For $f : A \times B \to X$, $\tilde{f}$ is currying, defined where $a \in A$ and $b \in B$ as:

\[ \tilde{f}(a)(b) = f(a, b) \]

Finally, the evaluation morphism $\epsilon$ simply evaluates a function with an argument :

\[ \epsilon(f, x) = f(x) \]

Categorial semantics

One crucial observation that can be made is that given a cartesian closed category $\mathcal{C}$, one can interpret typing judgements as its morphisms and equivalence judgements as equality between the morphisms.

More concretey, we can define an interpretation function from $\llbracket – \rrbracket$ from STLC to $\mathcal{C}$ so that :

\[ \begin{align*} \begin{split} \llbracket * \rrbracket &= \top \\ \llbracket S \times U \rrbracket &= \llbracket L \rrbracket \times \llbracket U \rrbracket \\ \llbracket S \to U \rrbracket &= \llbracket U \rrbracket ^ {\llbracket S \rrbracket} \end{split} \qquad\qquad \begin{split} \llbracket \cdot \rrbracket &= \top \\ \llbracket \Gamma, x : T \rrbracket &= \llbracket \Gamma \rrbracket \times \llbracket T \rrbracket \end{split} \end{align*} \]

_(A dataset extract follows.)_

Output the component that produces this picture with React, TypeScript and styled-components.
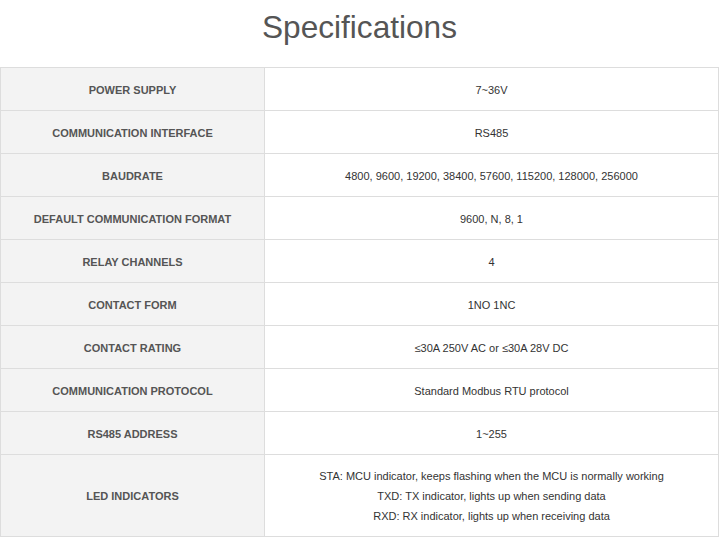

From this interpretation, we see that the types become corresponding categorical structures as promised by the semantics. Contexts are modelled by products of types. We then porceed to interpreting the well-formed types introduced earlier:

\[ \begin{align*} \llbracket \Gamma \vdash () : * \rrbracket &= ! \\ \\ \llbracket \Gamma \vdash (s, u) : S \times U \rrbracket &= \langle \llbracket \Gamma \vdash s : S \rrbracket, \llbracket \Gamma \vdash u : U \rrbracket \rangle \\ \llbracket \Gamma \vdash \pi_1(t) : S \rrbracket &= \pi_1 \circ \llbracket \Gamma \vdash t : S \times U \rrbracket \\ \llbracket \Gamma \vdash \pi_2(t) : U \rrbracket &= \pi_2 \circ \llbracket \Gamma \vdash t : S \times U \rrbracket \\ \\ \llbracket \Gamma \vdash \lambda x.t : S \to U \rrbracket &= \llbracket \Gamma, x:S \vdash t :U \rrbracket \\ \llbracket \Gamma \vdash t\ s : U \rrbracket &= \epsilon \circ \langle \llbracket \Gamma \vdash t : S \to U \rrbracket , \llbracket \Gamma \vdash s : S \rrbracket \rangle \end{align*} \]

This interpretation ensures that the interpreted morphisms live in the Hom-set $\llbracket \Gamma \rrbracket \to \llbracket T \rrbracket$.